I heard four reasons for the 2017-2018 SB 315 bill.

1. To ensure the next time someone shared a vulnerability that made the state look bad, that a D.A. would have the choice to bring a criminal case (which would obviously color perception of the story). 2. To bring the law into parity with Federal criminal statutes. 3. To give the Attorney General a "tough on cyber crime" campaign plank. 4. The banks were asking for help prosecuting criminals.

Here's the final text of the bill that passed the legislature, https://www.legis.ga.gov/api/legislation/document/20172018/1.... The most relevant text are lines 12-14 and the subsection carve outs on line 16-20.

For further context, voter rolls were already public information and can be acquired via a request to the SoS office.

The larger red flags were the default usernames and passwords in the instructional pdfs for the election systems.

Both of these symptoms (and more) spoke to a woefully underfunded or poorly run office w/r/t to IT.

Getting more funds to have properly, well-secured systems takes political capital and there's not a lot of return of that type of political capital expenditure.

The current SoS has an engineering background and I've been seeing much better public facing systems put in place during their tenure.

*. Please, please, please can we get approval based voting?

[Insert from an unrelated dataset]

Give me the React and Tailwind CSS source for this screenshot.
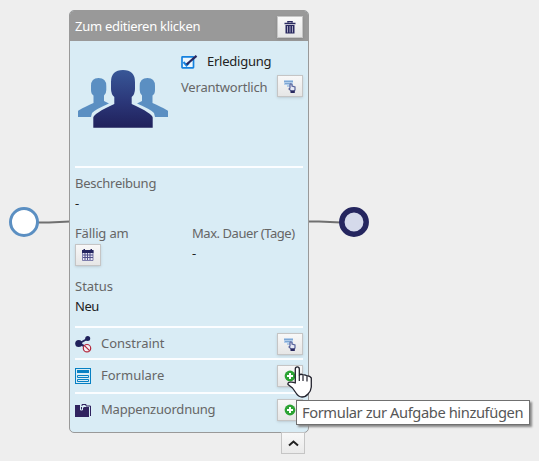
import React from "react";

function IconButton({ children, className = "" }) {
  return (
    <button className={`flex h-[22px] w-[26px] shrink-0 items-center justify-center border border-[#c5c5c5] bg-gradient-to-b from-[#f8f8f8] to-[#e6e6e6] shadow-sm ${className}`}>
      {children}
    </button>
  );
}

function Team() {
  return (
    <svg className="mt-[29px] ml-[3px] block" width="90" height="58" viewBox="0 0 90 58">
      <defs>
        <linearGradient id="team" x1="0" y1="0" x2="0" y2="1">
          <stop offset="0" stopColor="#385797" />
          <stop offset="0.55" stopColor="#2b3779" />
          <stop offset="1" stopColor="#20215b" />
        </linearGradient>
      </defs>
      <g fill="#5b8fc2">
        <path d="M0 47V41Q1 39.500 15.500 33V25.500Q13 24 13 20V16Q13 8 20.500 8Q28.300 8 28.300 16V20Q28.300 24 26 25.500V31L31 33.500Q17 39.500 14 43L13 47Z" />
        <path d="M90 47V41Q89 39.500 74.500 33V25.500Q77 24 77 20V16Q77 8 69.500 8Q61.700 8 61.700 16V20Q61.700 24 64 25.500V31L59 33.500Q73 39.500 76 43L77 47Z" />
      </g>
      <path fill="url(#team)" d="M15.300 57.700V47.500Q15.500 43.500 36.300 34V27Q33 24 33 19V12Q33 0 45 0Q57 0 57 12V19Q57 24 53.700 27V34Q74.500 43.500 74.700 47.500V57.700Z" />
    </svg>
  );
}

function Trash() {
  return (
    <svg width="12" height="13" viewBox="0 0 12 13">
      <path d="M4 1.500V.5H8V1.500M.5 2.500H11.500" fill="none" stroke="#29285f" strokeWidth="1.600" />
      <path d="M1.500 4H10.500V12.500H1.500Z" fill="#29285f" />
      <path d="M3.500 5V11.500M6 5V11.500M8.500 5V11.500" stroke="#aaaac3" strokeWidth="1" />
    </svg>
  );
}

function Assign() {
  return (
    <svg width="12" height="13" viewBox="0 0 12 13">
      <path d="M0 0H9V7H3V5H0Z" fill="#b3cdea" />
      <path d="M0 1.500H9M1 3.500H7" stroke="#7da7d4" strokeWidth="1.200" />
      <path d="M6 8V4.500Q7 3.200 8 4.500V6L11 7V10L10 11H7L5 9Z" fill="#e6e9f5" stroke="#59639a" strokeWidth="1.200" />
      <path d="M6.500 10.500H10.800V13H6.500Z" fill="#29285f" />
    </svg>
  );
}

function Calendar() {
  return (
    <svg width="12" height="12" viewBox="0 0 12 12">
      <path d="M.5 1.500H11V11.500H.5Z" fill="#e7e7f3" stroke="#62629a" strokeWidth=".8" />
      <path d="M0 1H1.500V0H3V1H8.500V0H10V1H11.500V4H0Z" fill="#25265f" />
      <path d="M3 4V11M5.500 4V11M8 4V11M1 6H11M1 8.500H11" stroke="#51518b" />
    </svg>
  );
}

function Check() {
  return (
    <svg width="17" height="14" viewBox="0 0 17 14">
      <rect x="1" y="1.800" width="11.500" height="11" rx=".5" fill="#eef7fd" stroke="#1682df" strokeWidth="1.700" />
      <path d="M2.500 7L5.500 10.500L8 8" fill="none" stroke="#1682df" strokeWidth="2" />
      <path d="M5.500 9.500L15.500 .8" stroke="#29285f" strokeWidth="2.200" />
    </svg>
  );
}

function Constraint() {
  return (
    <svg className="mt-[3px]" width="17" height="17" viewBox="0 0 17 17">
      <path d="M4 7.500L13 2.500M4 7.500L11 11" stroke="#25265f" strokeWidth="2" />
      <circle cx="3.700" cy="7.500" r="3.500" fill="#20215b" />
      <circle cx="12.700" cy="2.600" r="2.500" fill="#20215b" />
      <circle cx="12" cy="12.200" r="3.700" fill="#f4f0f4" stroke="#b3263b" strokeWidth="1.200" />
      <path d="M9.500 9.700L14.500 14.700" stroke="#b3263b" strokeWidth="1.200" />
    </svg>
  );
}

function FormIcon() {
  return (
    <svg className="mt-[2px]" width="16" height="16" viewBox="0 0 16 16">
      <rect x=".5" y=".5" width="15" height="15" fill="#d9ecf5" stroke="#0780c3" />
      <path d="M2 2H14V5H2Z" fill="#0780c3" />
      <path d="M2.500 7.500H13.500V9.500H2.500ZM2.500 11.500H13.500V13.500H2.500Z" fill="none" stroke="#0780c3" />
    </svg>
  );
}

function Folder() {
  return (
    <svg className="mt-[3px]" width="16" height="13" viewBox="0 0 16 13">
      <path d="M0 3V1H5V3H14V13H0Z" fill="#30235f" />
      <path d="M7 2V.5H11V2H15.500V12" fill="none" stroke="#30235f" />
      <path d="M5.500 3V6H7.500V3H9" fill="none" stroke="#d9ecf5" />
    </svg>
  );
}

function Add() {
  return (
    <svg width="12" height="12" viewBox="0 0 12 12">
      <circle cx="6" cy="6" r="5.400" fill="#2ba333" />
      <path d="M3 6H9M6 3V9" stroke="white" strokeWidth="2" />
    </svg>
  );
}

function FieldRow({ icon, label, className, labelClass = "", children }) {
  return (
    <div className={`flex border-t-2 border-[#fbfdff] ${className}`}>
      <div className="flex h-[30px] w-[26px] items-center">{icon}</div>
      <div className={`h-[30px] flex-1 leading-[30px] ${labelClass}`}>{label}</div>
      <div className="pt-[5px]">{children}</div>
    </div>
  );
}

function TaskCard() {
  return (
    <section className="absolute top-[10px] left-[69px] h-[423px] w-[240px] overflow-hidden rounded-[5px] border border-[#999] bg-[#d9ecf5] text-[13px] text-[#666]">
      <header className="flex h-[30px] items-center justify-between bg-[#999] pr-[5px] pl-[5px] text-white">
        <span className="mt-[2px] tracking-[-0.28px]">Zum editieren klicken</span>
        <IconButton className="mt-[2px]"><Trash /></IconButton>
      </header>
      <div className="pr-[5px] pl-[5px]">
        <div className="flex h-[125px]">
          <div className="w-[106px]"><Team /></div>
          <div className="flex-1 pt-[11px]">
            <div className="flex h-[20px] items-center">
              <Check />
              <span className="ml-[9px] tracking-[-0.25px] text-[#222]">Erledigung</span>
            </div>
            <div className="mt-[3px] flex h-[22px] items-center justify-between">
              <span className="mt-[3px] tracking-[-0.2px]">Verantwortlich</span>
              <IconButton><Assign /></IconButton>
            </div>
          </div>
        </div>
        <div className="h-[160px] border-t-2 border-[#fbfdff] pt-[5px] leading-5">
          <div className="tracking-[-0.25px]">Beschreibung</div>
          <div className="text-[#222]">-</div>
          <div className="mt-[10px] flex">
            <div className="w-[117px]">
              <div className="tracking-[-0.15px]">Fällig am</div>
              <IconButton className="mt-px"><Calendar /></IconButton>
            </div>
            <div>
              <div className="tracking-[-0.45px] whitespace-nowrap">Max. Dauer (Tage)</div>
              <div className="text-[#222]">-</div>
            </div>
          </div>
          <div className="mt-[10px]">Status</div>
          <div className="tracking-[-0.5px] text-[#222]">Neu</div>
        </div>
        <FieldRow className="h-[32px]" icon={<Constraint />} label="Constraint"><IconButton><Assign /></IconButton></FieldRow>
        <FieldRow className="h-[34px]" icon={<FormIcon />} label="Formulare"><IconButton><Add /></IconButton></FieldRow>
        <FieldRow className="h-[39px]" labelClass="tracking-[-0.22px]" icon={<Folder />} label="Mappenzuordnung"><IconButton><Add /></IconButton></FieldRow>
      </div>
    </section>
  );
}

export default function App() {
  return (
    <main className="relative h-[461px] w-[539px] overflow-hidden bg-[#eee] font-['Noto_Sans',sans-serif]">
      <svg className="absolute top-[205px] left-0" width="380" height="34">
        <path d="M38 17.500H49L70 16.500M308 16.500H319L341 17.500" fill="none" stroke="#707070" strokeWidth="2" />
        <circle cx="24" cy="17" r="13.500" fill="white" stroke="#5b8fc2" strokeWidth="3" />
        <circle cx="354" cy="17" r="12.200" fill="#d5daeb" stroke="#25265f" strokeWidth="5.500" />
      </svg>
      <TaskCard />
      <button className="absolute top-[432px] left-[281px] flex h-[22px] w-[24px] items-center justify-center border border-[#c5c5c5] bg-gradient-to-b from-[#f8f8f8] to-[#eaeaea]">
        <svg width="11" height="7" viewBox="0 0 11 7"><path d="M1 5.500L5.500 1.500L10 5.500" fill="none" stroke="#222" strokeWidth="2" /></svg>
      </button>
      <div className="absolute top-[400px] left-[296px] h-[25px] w-[234px] border border-[#707070] bg-white pl-[5px] text-[14.7px] leading-[23px] tracking-[-0.4px] whitespace-nowrap text-[#575757] shadow-[2px_2px_2px_#888]">
        Formular zur Aufgabe hinzufügen
      </div>
      <svg className="absolute top-[366px] left-[287px]" width="26" height="32" viewBox="0 0 26 32">
        <path d="M8.300 17V3Q8.300 .8 10.300 .8Q12.300 .8 12.300 3V9Q14 7.500 16 9Q18 8.300 20 10Q22.500 9.500 24.300 12V21Q24 25 21 28Q18.500 31 15 31Q11.500 31 9 27L5.500 22L1 18.500Q.5 16.500 3 16.200Q5.500 15.800 8.300 17Z" fill="white" stroke="#22222d" strokeWidth="1.300" strokeLinejoin="round" />
        <path d="M12.300 9V15M16 9.500V15M20 10.500V15.500" stroke="#22222d" strokeWidth="1.200" />
      </svg>
    </main>
  );
}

Thank you and thanks again for your service.
Wow that is a great story. I am glad there was at least one rep (you) who understood apache configuration.
Heh, understanding apache configuration files just made me facepalm harder and wasn't really critical to seeing the impact on the cybersecurity industry if people aren't able to responsibly disclose.

The important thing was to take the time, speak to the bill's author, speak to my colleagues, build a coalition of lobbyists from industry (big companies, startups, etc.), and not stop fighting the bill even after it passed the legislature.

It would seem to me that, in theory, it is OK to discover a security flaw by accident, but it’s not OK to be proactively looking for flaws, even out of curiosity, or try to exploit them for any purpose, however innocuous, unless you are a designated security specialist.